- [PROBLEM REQUIREMENTS]
Retype the data that follows line by line, exactly, and leave its pictures out.

- [DATA LINES]

%%

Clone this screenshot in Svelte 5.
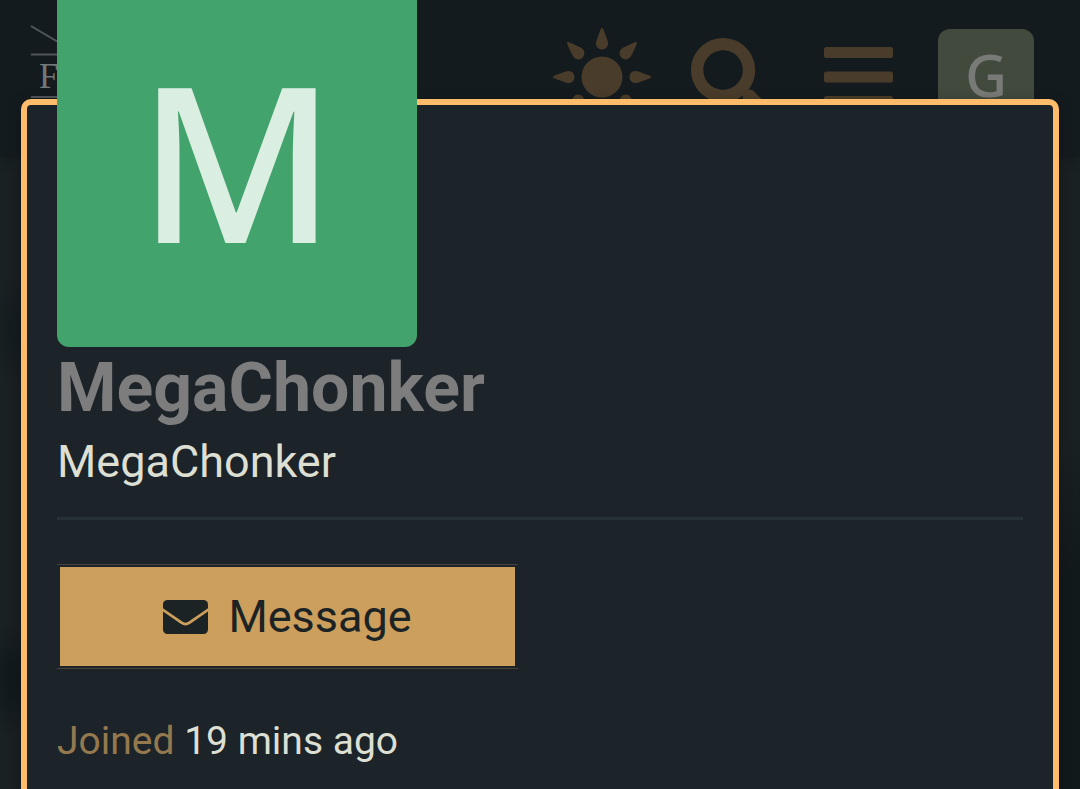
<script>
	let user = {
		name: 'MegaChonker',
		username: 'MegaChonker',
		joined: '19 mins ago'
	};

	const rays = [0, 45, 90, 135, 180, 225, 270, 315];
</script>

<div class="page">
	<header class="site-header">
		<a class="logo" href="/" aria-label="Home">
			<svg width="60" height="96" viewBox="0 0 60 96" fill="none" stroke="#50575a" stroke-width="2">
				<path d="M1 1L60 36M1 29.500H60M1 72H60" />
				<text x="9" y="63" stroke="none" fill="#73787a">F</text>
			</svg>
		</a>

		<nav class="icons">
			<button aria-label="Toggle theme">
				<svg width="98" height="98" viewBox="-49 -49 98 98" fill="currentColor">
					<circle r="20.5" />
					{#each rays as angle}
						<path transform="rotate({angle})" d="M0 -49C1 -49 1.5 -47.500 2 -46L5.500 -36.500C7.500 -31 4 -27.500 0 -27.500S-7.500 -31 -5.500 -36.500L-2 -46C-1.500 -47.500 -1 -49 0 -49Z" />
					{/each}
				</svg>
			</button>
			<button aria-label="Search">
				<svg width="79" height="79" viewBox="0 0 512 512" fill="currentColor">
					<path d="M505 442.700L405.300 343c-4.500-4.500-10.600-7-17-7H372c27.600-35.300 44-79.700 44-128C416 93.100 322.900 0 208 0S0 93.100 0 208s93.100 208 208 208c48.300 0 92.700-16.400 128-44v16.300c0 6.400 2.500 12.500 7 17l99.700 99.700c9.400 9.400 24.600 9.400 33.900 0l28.300-28.300c9.400-9.400 9.400-24.600.1-34zM208 336c-70.700 0-128-57.200-128-128 0-70.700 57.200-128 128-128 70.700 0 128 57.200 128 128 0 70.700-57.200 128-128 128z" />
				</svg>
			</button>
			<button aria-label="Menu">
				<svg width="69" height="60" viewBox="0 0 69 60" fill="currentColor">
					<rect width="69" height="11" rx="2.500" />
					<rect y="24.500" width="69" height="11" rx="2.500" />
					<rect y="49" width="69" height="11" rx="2.500" />
				</svg>
			</button>
			<button class="account" aria-label="Account">G</button>
		</nav>
	</header>

	<div class="overlay">
		<section class="user-card">
			<a class="avatar" href="/u/{user.username}">M</a>
			<h1>{user.name}</h1>
			<h2>{user.username}</h2>
			<hr />
			<button class="message">
				<svg width="45" height="34" viewBox="0 0 45 34">
					<rect width="45" height="34" rx="4.500" fill="currentColor" />
					<path d="M-1 9.200L18.500 22.700Q22.500 25.500 26.500 22.700L46 9.200" fill="none" stroke="#cc9f5c" stroke-width="2.800" />
				</svg>
				<span>Message</span>
			</button>
			<p class="joined"><span>Joined</span> {user.joined}</p>
		</section>
	</div>
</div>

<style>
	:global(body) {
		margin: 0;
		background: #1a2123;
	}

	.page {
		position: relative;
		min-height: 100vh;
		overflow: hidden;
		font-family: Roboto, 'Liberation Sans', sans-serif;
		background:
			radial-gradient(ellipse 26px 60px at 12px 680px, #12191c 20%, transparent),
			radial-gradient(ellipse 24px 60px at 16px 330px, #151c1f 20%, transparent),
			radial-gradient(ellipse 60px 280px at 100% 90%, #12191b 50%, transparent),
			#1a2123;
	}

	.site-header {
		display: flex;
		justify-content: space-between;
		padding: 29px 46px 32px 30px;
		background: #141b1e;
		box-shadow: 0 2px 8px #141b1e;
	}

	.logo {
		display: block;
		margin-top: -4px;
	}

	.logo text {
		font-family: 'Liberation Serif', serif;
		font-size: 35px;
	}

	.icons {
		display: flex;
		gap: 32px;
	}

	.icons button {
		display: flex;
		align-items: center;
		justify-content: center;
		width: 96px;
		height: 96px;
		padding: 0;
		border: 0;
		background: none;
		color: #4a3c2a;
		cursor: pointer;
	}

	.icons svg {
		flex: none;
	}

	.icons .account {
		display: block;
		padding-bottom: 4px;
		border-radius: 12px;
		background: #42493d;
		color: #777a76;
		font: 500 58px/92px 'Noto Sans', sans-serif;
	}

	.overlay {
		position: absolute;
		inset: 0;
		padding: 99px 21px 0;
	}

	.user-card {
		box-sizing: border-box;
		min-height: 100%;
		padding: 0 30px 30px;
		border: 6px solid #ffbc6b;
		border-radius: 10px;
		background: #1c2329;
		box-shadow: 0 4px 14px rgba(0, 0, 0, 0.3);
	}

	.avatar {
		display: block;
		width: 360px;
		height: 360px;
		margin-top: -118px;
		border-radius: 12px;
		background: #43a36c;
		color: #daeee2;
		font: 500 216px/344px 'Noto Sans', sans-serif;
		text-align: center;
		text-decoration: none;
	}

	h1 {
		margin: 0;
		color: #7d7d7d;
		font-size: 68px;
		font-weight: 700;
		line-height: 82px;
	}

	h2 {
		margin: 6px 0 28px;
		color: #dddfd3;
		font-size: 45px;
		font-weight: 400;
		line-height: 54px;
	}

	hr {
		height: 3px;
		margin: 0 0 44px;
		border: 0;
		background: #263136;
	}

	.message {
		display: flex;
		align-items: center;
		justify-content: center;
		gap: 20px;
		box-sizing: border-box;
		width: 461px;
		max-width: 100%;
		height: 105px;
		padding: 2px 3px;
		border: solid #47433a;
		border-width: 1px 0;
		background: #cc9f5c content-box;
		color: #1c2325;
		font-family: inherit;
		font-size: 45px;
		cursor: pointer;
	}

	.joined {
		margin: 49px 0 0;
		color: #dddfd3;
		font-size: 39px;
		line-height: 46px;
	}

	.joined span {
		color: #94794f;
	}
</style>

%%

- [RESPONSE TO THIS TASK]
Clone this screenshot in Svelte 5.
<script>
	let user = {
		name: 'MegaChonker',
		username: 'MegaChonker',
		joined: '19 mins ago'
	};

	const rays = [0, 45, 90, 135, 180, 225, 270, 315];
</script>

<div class="page">
	<header class="site-header">
		<a class="logo" href="/" aria-label="Home">
			<svg width="60" height="96" viewBox="0 0 60 96" fill="none" stroke="#50575a" stroke-width="2">
				<path d="M1 1L60 36M1 29.500H60M1 72H60" />
				<text x="9" y="63" stroke="none" fill="#73787a">F</text>
			</svg>
		</a>

		<nav class="icons">
			<button aria-label="Toggle theme">
				<svg width="98" height="98" viewBox="-49 -49 98 98" fill="currentColor">
					<circle r="20.5" />
					{#each rays as angle}
						<path transform="rotate({angle})" d="M0 -49C1 -49 1.5 -47.500 2 -46L5.500 -36.500C7.500 -31 4 -27.500 0 -27.500S-7.500 -31 -5.500 -36.500L-2 -46C-1.500 -47.500 -1 -49 0 -49Z" />
					{/each}
				</svg>
			</button>
			<button aria-label="Search">
				<svg width="79" height="79" viewBox="0 0 512 512" fill="currentColor">
					<path d="M505 442.700L405.300 343c-4.500-4.500-10.600-7-17-7H372c27.600-35.300 44-79.700 44-128C416 93.100 322.900 0 208 0S0 93.100 0 208s93.100 208 208 208c48.300 0 92.700-16.400 128-44v16.300c0 6.400 2.500 12.500 7 17l99.700 99.700c9.400 9.400 24.600 9.400 33.900 0l28.300-28.300c9.400-9.400 9.400-24.600.1-34zM208 336c-70.700 0-128-57.200-128-128 0-70.700 57.200-128 128-128 70.700 0 128 57.200 128 128 0 70.700-57.200 128-128 128z" />
				</svg>
			</button>
			<button aria-label="Menu">
				<svg width="69" height="60" viewBox="0 0 69 60" fill="currentColor">
					<rect width="69" height="11" rx="2.500" />
					<rect y="24.500" width="69" height="11" rx="2.500" />
					<rect y="49" width="69" height="11" rx="2.500" />
				</svg>
			</button>
			<button class="account" aria-label="Account">G</button>
		</nav>
	</header>

	<div class="overlay">
		<section class="user-card">
			<a class="avatar" href="/u/{user.username}">M</a>
			<h1>{user.name}</h1>
			<h2>{user.username}</h2>
			<hr />
			<button class="message">
				<svg width="45" height="34" viewBox="0 0 45 34">
					<rect width="45" height="34" rx="4.500" fill="currentColor" />
					<path d="M-1 9.200L18.500 22.700Q22.500 25.500 26.500 22.700L46 9.200" fill="none" stroke="#cc9f5c" stroke-width="2.800" />
				</svg>
				<span>Message</span>
			</button>
			<p class="joined"><span>Joined</span> {user.joined}</p>
		</section>
	</div>
</div>

<style>
	:global(body) {
		margin: 0;
		background: #1a2123;
	}

	.page {
		position: relative;
		min-height: 100vh;
		overflow: hidden;
		font-family: Roboto, 'Liberation Sans', sans-serif;
		background:
			radial-gradient(ellipse 26px 60px at 12px 680px, #12191c 20%, transparent),
			radial-gradient(ellipse 24px 60px at 16px 330px, #151c1f 20%, transparent),
			radial-gradient(ellipse 60px 280px at 100% 90%, #12191b 50%, transparent),
			#1a2123;
	}

	.site-header {
		display: flex;
		justify-content: space-between;
		padding: 29px 46px 32px 30px;
		background: #141b1e;
		box-shadow: 0 2px 8px #141b1e;
	}

	.logo {
		display: block;
		margin-top: -4px;
	}

	.logo text {
		font-family: 'Liberation Serif', serif;
		font-size: 35px;
	}

	.icons {
		display: flex;
		gap: 32px;
	}

	.icons button {
		display: flex;
		align-items: center;
		justify-content: center;
		width: 96px;
		height: 96px;
		padding: 0;
		border: 0;
		background: none;
		color: #4a3c2a;
		cursor: pointer;
	}

	.icons svg {
		flex: none;
	}

	.icons .account {
		display: block;
		padding-bottom: 4px;
		border-radius: 12px;
		background: #42493d;
		color: #777a76;
		font: 500 58px/92px 'Noto Sans', sans-serif;
	}

	.overlay {
		position: absolute;
		inset: 0;
		padding: 99px 21px 0;
	}

	.user-card {
		box-sizing: border-box;
		min-height: 100%;
		padding: 0 30px 30px;
		border: 6px solid #ffbc6b;
		border-radius: 10px;
		background: #1c2329;
		box-shadow: 0 4px 14px rgba(0, 0, 0, 0.3);
	}

	.avatar {
		display: block;
		width: 360px;
		height: 360px;
		margin-top: -118px;
		border-radius: 12px;
		background: #43a36c;
		color: #daeee2;
		font: 500 216px/344px 'Noto Sans', sans-serif;
		text-align: center;
		text-decoration: none;
	}

	h1 {
		margin: 0;
		color: #7d7d7d;
		font-size: 68px;
		font-weight: 700;
		line-height: 82px;
	}

	h2 {
		margin: 6px 0 28px;
		color: #dddfd3;
		font-size: 45px;
		font-weight: 400;
		line-height: 54px;
	}

	hr {
		height: 3px;
		margin: 0 0 44px;
		border: 0;
		background: #263136;
	}

	.message {
		display: flex;
		align-items: center;
		justify-content: center;
		gap: 20px;
		box-sizing: border-box;
		width: 461px;
		max-width: 100%;
		height: 105px;
		padding: 2px 3px;
		border: solid #47433a;
		border-width: 1px 0;
		background: #cc9f5c content-box;
		color: #1c2325;
		font-family: inherit;
		font-size: 45px;
		cursor: pointer;
	}

	.joined {
		margin: 49px 0 0;
		color: #dddfd3;
		font-size: 39px;
		line-height: 46px;
	}

	.joined span {
		color: #94794f;
	}
</style>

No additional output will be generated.